### Given task
Take from the listing each line that has the string "page".

### Given entries
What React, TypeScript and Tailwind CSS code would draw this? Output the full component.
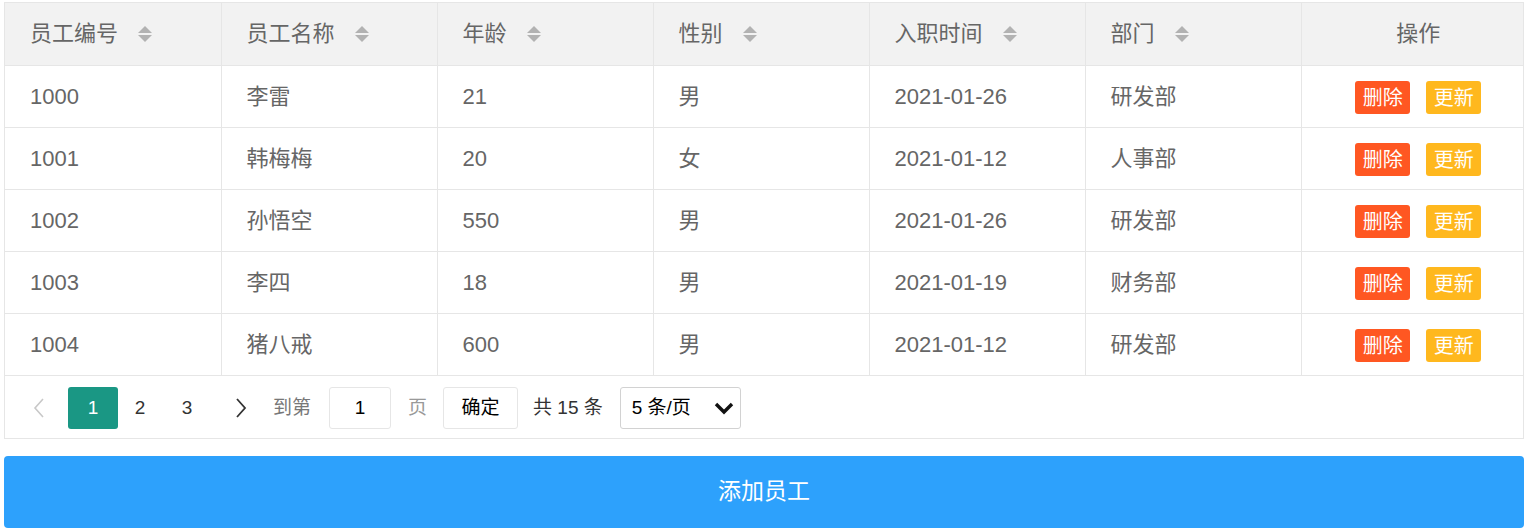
import React from 'react';

interface Employee {
  id: string;
  name: string;
  age: string;
  gender: string;
  joined: string;
  dept: string;
}

const employees: Employee[] = [
  { id: '1000', name: '李雷', age: '21', gender: '男', joined: '2021-01-26', dept: '研发部' },
  { id: '1001', name: '韩梅梅', age: '20', gender: '女', joined: '2021-01-12', dept: '人事部' },
  { id: '1002', name: '孙悟空', age: '550', gender: '男', joined: '2021-01-26', dept: '研发部' },
  { id: '1003', name: '李四', age: '18', gender: '男', joined: '2021-01-19', dept: '财务部' },
  { id: '1004', name: '猪八戒', age: '600', gender: '男', joined: '2021-01-12', dept: '研发部' },
];

const columns = ['员工编号', '员工名称', '年龄', '性别', '入职时间', '部门'];

const SortIcon: React.FC = () => (
  <svg width="16" height="20" viewBox="0 0 16 20" className="ml-[19px] shrink-0">
    <polygon points="8,2 15,9 1,9" fill="#b2b2b2" />
    <polygon points="1,11 15,11 8,18" fill="#b2b2b2" />
  </svg>
);

const App: React.FC = () => {
  return (
    <div
      className="pl-[4px] pt-[2px] bg-white min-h-[532px]"
      style={{ fontFamily: '"Liberation Sans", "Noto Sans CJK SC", sans-serif' }}
    >
      <div className="w-[1520px] border border-[#e6e6e6]">
        <table className="w-full table-fixed border-collapse">
          <colgroup>
            <col className="w-[216px]" />
            <col className="w-[216px]" />
            <col className="w-[216px]" />
            <col className="w-[216px]" />
            <col className="w-[216px]" />
            <col className="w-[216px]" />
            <col />
          </colgroup>
          <thead>
            <tr className="h-[62px] bg-[#f2f2f2]">
              {columns.map((col) => (
                <th
                  key={col}
                  className="border-r border-b border-[#e6e6e6] pl-[25px] text-left font-normal text-[22px] text-[#666]"
                >
                  <div className="flex items-center">
                    <span>{col}</span>
                    <SortIcon />
                  </div>
                </th>
              ))}
              <th className="border-b border-[#e6e6e6] pl-[12px] text-center font-normal text-[22px] text-[#666]">
                操作
              </th>
            </tr>
          </thead>
          <tbody>
            {employees.map((e) => (
              <tr key={e.id} className="h-[62px]">
                {[e.id, e.name, e.age, e.gender, e.joined, e.dept].map((v, i) => (
                  <td
                    key={i}
                    className="border-r border-b border-[#e6e6e6] pl-[25px] text-[22px] text-[#666]"
                  >
                    {v}
                  </td>
                ))}
                <td className="border-b border-[#e6e6e6] pl-[12px]">
                  <div className="flex items-center justify-center gap-[16px] pt-[3px]">
                    <span className="flex h-[33px] w-[55px] items-center justify-center rounded-[3px] bg-[#ff5722] text-[20px] text-white">
                      删除
                    </span>
                    <span className="flex h-[33px] w-[55px] items-center justify-center rounded-[3px] bg-[#ffb81e] text-[20px] text-white">
                      更新
                    </span>
                  </div>
                </td>
              </tr>
            ))}
          </tbody>
        </table>

        <div className="flex h-[62px] items-center pl-[12px] pt-[3px] text-[19px]">
          <span className="flex h-[42px] w-[44px] items-center justify-center">
            <svg width="14" height="22" viewBox="0 0 14 22">
              <polyline points="11,2 3,11 11,20" fill="none" stroke="#c8c8c8" strokeWidth="1.6" />
            </svg>
          </span>
          <span className="ml-[7px] flex h-[42px] w-[50px] items-center justify-center rounded-[3px] bg-[#1a9784] text-white">
            1
          </span>
          <span className="flex h-[42px] w-[44px] items-center justify-center text-[#333]">2</span>
          <span className="flex h-[42px] w-[50px] items-center justify-center text-[#333]">3</span>
          <span className="flex h-[42px] w-[58px] items-center justify-center">
            <svg width="14" height="22" viewBox="0 0 14 22">
              <polyline points="3,2 11,11 3,20" fill="none" stroke="#333" strokeWidth="1.8" />
            </svg>
          </span>
          <span className="ml-[3px] text-[#777]">到第</span>
          <span className="ml-[18px] flex h-[42px] w-[62px] items-center justify-center rounded-[3px] border border-[#e6e6e6] text-black">
            1
          </span>
          <span className="ml-[17px] text-[#999]">页</span>
          <span className="ml-[16px] flex h-[42px] w-[75px] items-center justify-center rounded-[3px] border border-[#e6e6e6] text-black">
            确定
          </span>
          <span className="ml-[15px] text-[#333]">共 15 条</span>
          <span className="ml-[17px] flex h-[42px] w-[121px] items-center justify-between rounded-[3px] border border-[#d2d2d2] pl-[11px] pr-[6px] text-black">
            <span>5 条/页</span>
            <svg width="20" height="13" viewBox="0 0 20 13">
              <polyline points="2,2 10,10 18,2" fill="none" stroke="#111" strokeWidth="3.4" />
            </svg>
          </span>
        </div>
      </div>

      <button className="mt-[17px] flex h-[72px] w-[1520px] items-center justify-center rounded-[4px] bg-[#2da1fc] text-[23px] text-white">
        添加员工
      </button>
    </div>
  );
};

export default App;
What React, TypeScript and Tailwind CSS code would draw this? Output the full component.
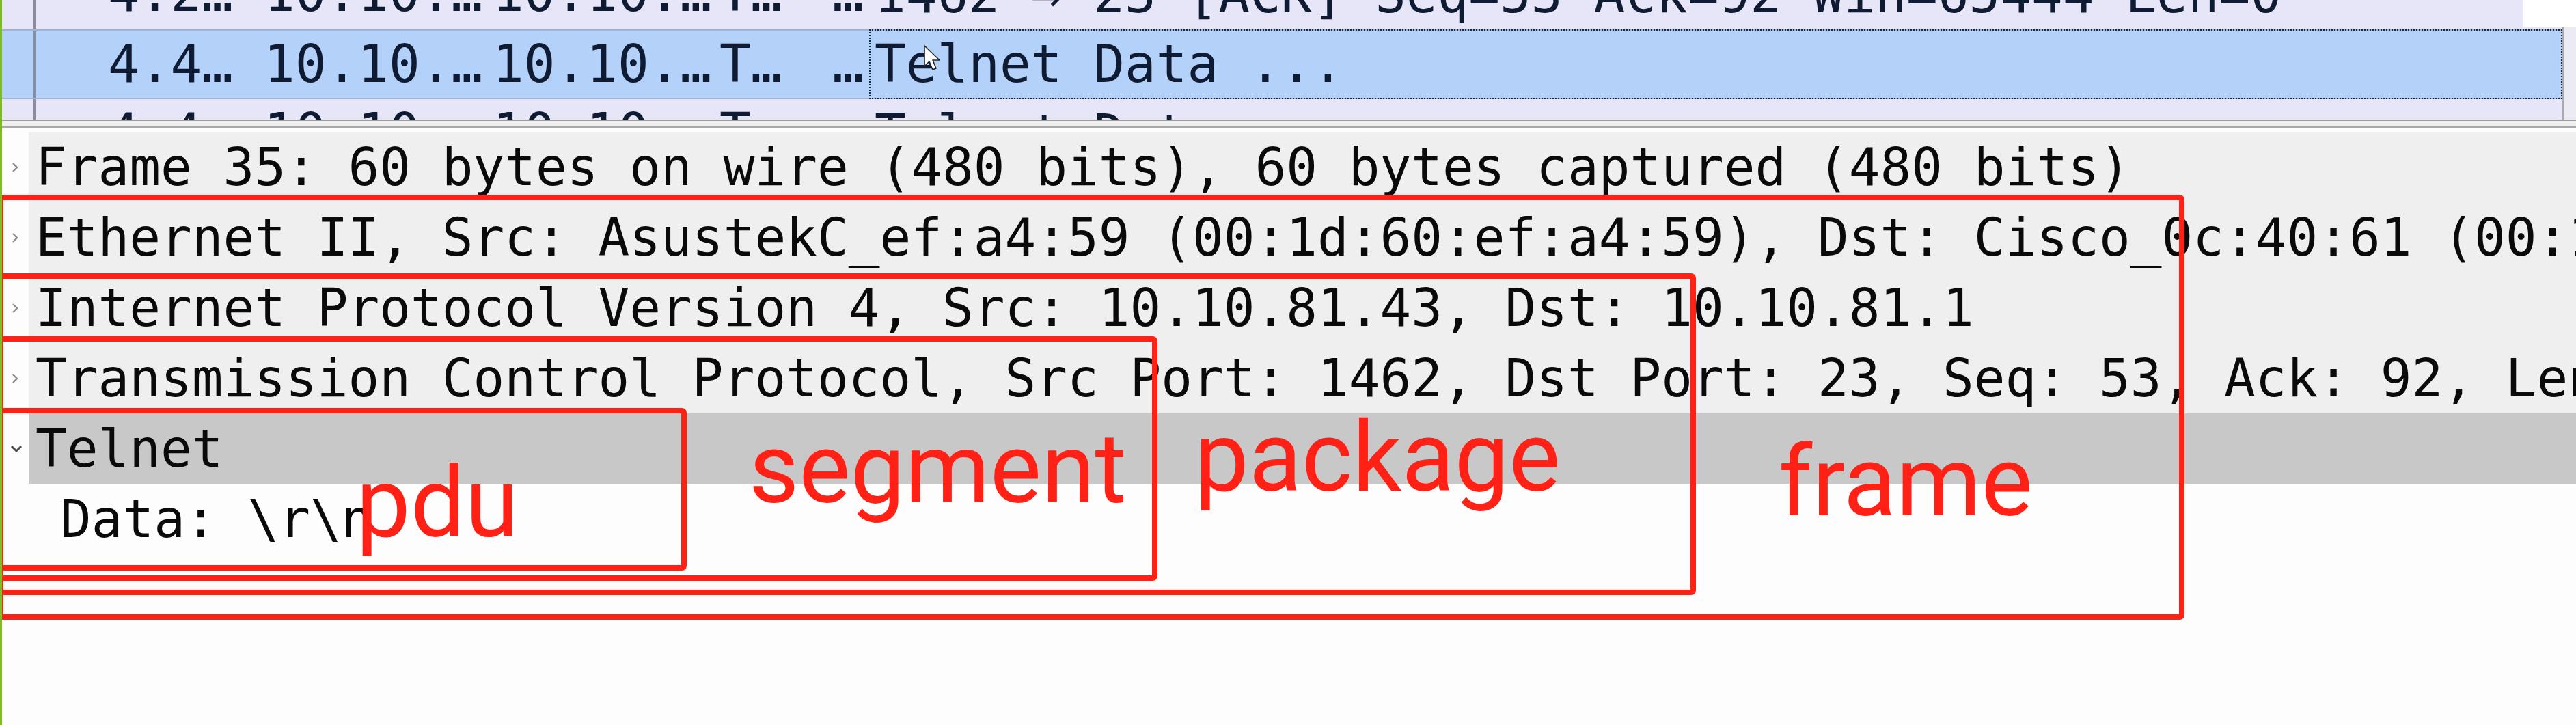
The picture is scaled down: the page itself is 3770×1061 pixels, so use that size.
import React from "react";

type Packet = {
  time: string;
  src: string;
  dst: string;
  proto: string;
  len: string;
  info: string;
  selected?: boolean;
};

const packets: Packet[] = [
  { time: "4.2…", src: "10.10.…", dst: "10.10.…", proto: "T…", len: "…", info: "1462 → 23 [ACK] Seq=53 Ack=92 Win=65444 Len=0" },
  { time: "4.4…", src: "10.10.…", dst: "10.10.…", proto: "T…", len: "…", info: "Telnet Data ...", selected: true },
  { time: "4.4…", src: "10.10.…", dst: "10.10.…", proto: "T…", len: "…", info: "Telnet Data ..." },
];

type TreeRow = {
  text: string;
  kind: "closed" | "open" | "leaf";
  bg: string;
};

const tree: TreeRow[] = [
  { text: "Frame 35: 60 bytes on wire (480 bits), 60 bytes captured (480 bits)", kind: "closed", bg: "bg-[#efeff0]" },
  { text: "Ethernet II, Src: AsustekC_ef:a4:59 (00:1d:60:ef:a4:59), Dst: Cisco_0c:40:61 (00:1b:54:0c:40:61)", kind: "closed", bg: "bg-[#efeff0]" },
  { text: "Internet Protocol Version 4, Src: 10.10.81.43, Dst: 10.10.81.1", kind: "closed", bg: "bg-[#efeff0]" },
  { text: "Transmission Control Protocol, Src Port: 1462, Dst Port: 23, Seq: 53, Ack: 92, Len: 2", kind: "closed", bg: "bg-[#efeff0]" },
  { text: "Telnet", kind: "open", bg: "bg-[#c8c8c8]" },
  { text: "Data: \\r\\n", kind: "leaf", bg: "bg-[#fdfdfd]" },
];

function PacketRow({ p }: { p: Packet }) {
  return (
    <div
      className={`flex h-[102px] shrink-0 text-[#0e1b33] ${
        p.selected ? "bg-[#b4d1fa] border-y-2 border-[#9cb4d9]" : "bg-[#e7e5f8]"
      }`}
    >
      <div className="w-[49px] shrink-0 border-r-[3px] border-[#8c8c9c]" />
      <div className="w-[98px] shrink-0" />
      <div className="w-[230px] shrink-0 pl-[8px]">{p.time}</div>
      <div className="w-[335px] shrink-0 pl-[6px]">{p.src}</div>
      <div className="w-[332px] shrink-0 pl-[6px]">{p.dst}</div>
      <div className="w-[100px] shrink-0 pl-[6px]">{p.proto}</div>
      <div className="w-[125px] shrink-0 pr-[8px] text-right">{p.len}</div>
      <div
        className={`flex-1 min-w-0 overflow-hidden pl-[6px] ${
          p.selected ? "border-2 border-dotted border-[#1a2740] -my-[2px]" : "border-2 border-transparent"
        }`}
      >
        {p.info}
      </div>
    </div>
  );
}

function Chevron({ kind }: { kind: TreeRow["kind"] }) {
  if (kind === "closed")
    return (
      <svg width="12" height="18" viewBox="0 0 12 18" className="ml-[13px]">
        <path d="M3 3 L9 9 L3 15" fill="none" stroke="#8c8c8c" strokeWidth="2.4" />
      </svg>
    );
  if (kind === "open")
    return (
      <svg width="18" height="12" viewBox="0 0 18 12" className="ml-[12px]">
        <path d="M2 2 L9 9 L16 2" fill="none" stroke="#4a4a4a" strokeWidth="3" />
      </svg>
    );
  return null;
}

function Box({ cls }: { cls: string }) {
  return <div className={`absolute border-[8px] border-[#ff2115] rounded-[7px] pointer-events-none ${cls}`} />;
}

export default function App() {
  return (
    <div className="relative w-[3770px] h-[1061px] overflow-hidden bg-[#fdfdfd] border-l-[3px] border-[#7fba2b] font-['DejaVu_Sans_Mono',monospace] text-[76px]">
      {/* packet list */}
      <div className="flex h-[175px] overflow-hidden bg-[#e7e5f8]">
        <div className="flex-1 min-w-0 flex flex-col -mt-[59px] leading-[98px] whitespace-nowrap">
          {packets.map((p, i) => (
            <PacketRow key={i} p={p} />
          ))}
        </div>
        <div className="w-[20px] shrink-0 border-l-2 border-[#a9a9b0] bg-[#ecebf3]" />
      </div>

      {/* splitter */}
      <div className="h-[12px] border-t-2 border-b-2 border-t-[#9c9c9c] border-b-[#a8a8a8] bg-[#efefef]" />

      {/* details tree */}
      <div className="flex flex-col pt-[6px] leading-[103px] whitespace-nowrap text-[#0a0a0a]">
        {tree.map((r, i) => (
          <div key={i} className="flex h-[103px] shrink-0">
            <div className="w-[39px] shrink-0 flex items-center">
              <Chevron kind={r.kind} />
            </div>
            <div className={`flex-1 min-w-0 overflow-hidden ${r.bg} ${r.kind === "leaf" ? "pl-[46px]" : "pl-[10px]"}`}>
              {r.text}
            </div>
          </div>
        ))}
      </div>

      {/* top-right white patch */}
      <div className="absolute right-0 top-0 w-[77px] h-[40px] bg-white" />

      {/* mouse cursor */}
      <svg width="26" height="40" viewBox="0 0 26 40" className="absolute left-[1349px] top-[66px]">
        <path d="M1 1 L1 31 L8 24 L13 36 L18 34 L13 22 L23 22 Z" fill="#ffffff" stroke="#222" strokeWidth="1.6" strokeLinejoin="round" />
      </svg>

      {/* annotations */}
      <Box cls="-left-[6px] top-[285px] w-[3200px] h-[622px]" />
      <Box cls="-left-[6px] top-[400px] w-[2485px] h-[471px]" />
      <Box cls="-left-[6px] top-[492px] w-[1697px] h-[358px]" />
      <Box cls="-left-[6px] top-[597px] w-[1008px] h-[238px]" />

      <div className="absolute left-[518px] top-[666px] font-['Roboto',sans-serif] text-[142px] leading-none text-[#ff2115]">pdu</div>
      <div className="absolute left-[1093px] top-[616px] font-['Roboto',sans-serif] text-[142px] leading-none text-[#ff2115]">segment</div>
      <div className="absolute left-[1745px] top-[599px] font-['Roboto',sans-serif] text-[142px] leading-none text-[#ff2115]">package</div>
      <div className="absolute left-[2600px] top-[635px] font-['Roboto',sans-serif] text-[142px] leading-none text-[#ff2115]">frame</div>
    </div>
  );
}
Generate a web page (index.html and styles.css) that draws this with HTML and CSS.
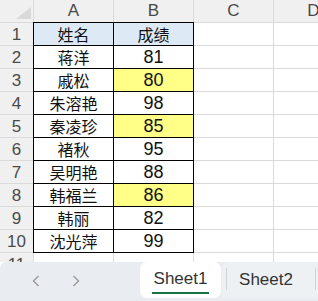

### Finished answer
The picture is scaled down: the page itself is 3770×1061 pixels, so use that size.
Generate a web page (index.html and styles.css) that draws this with HTML and CSS.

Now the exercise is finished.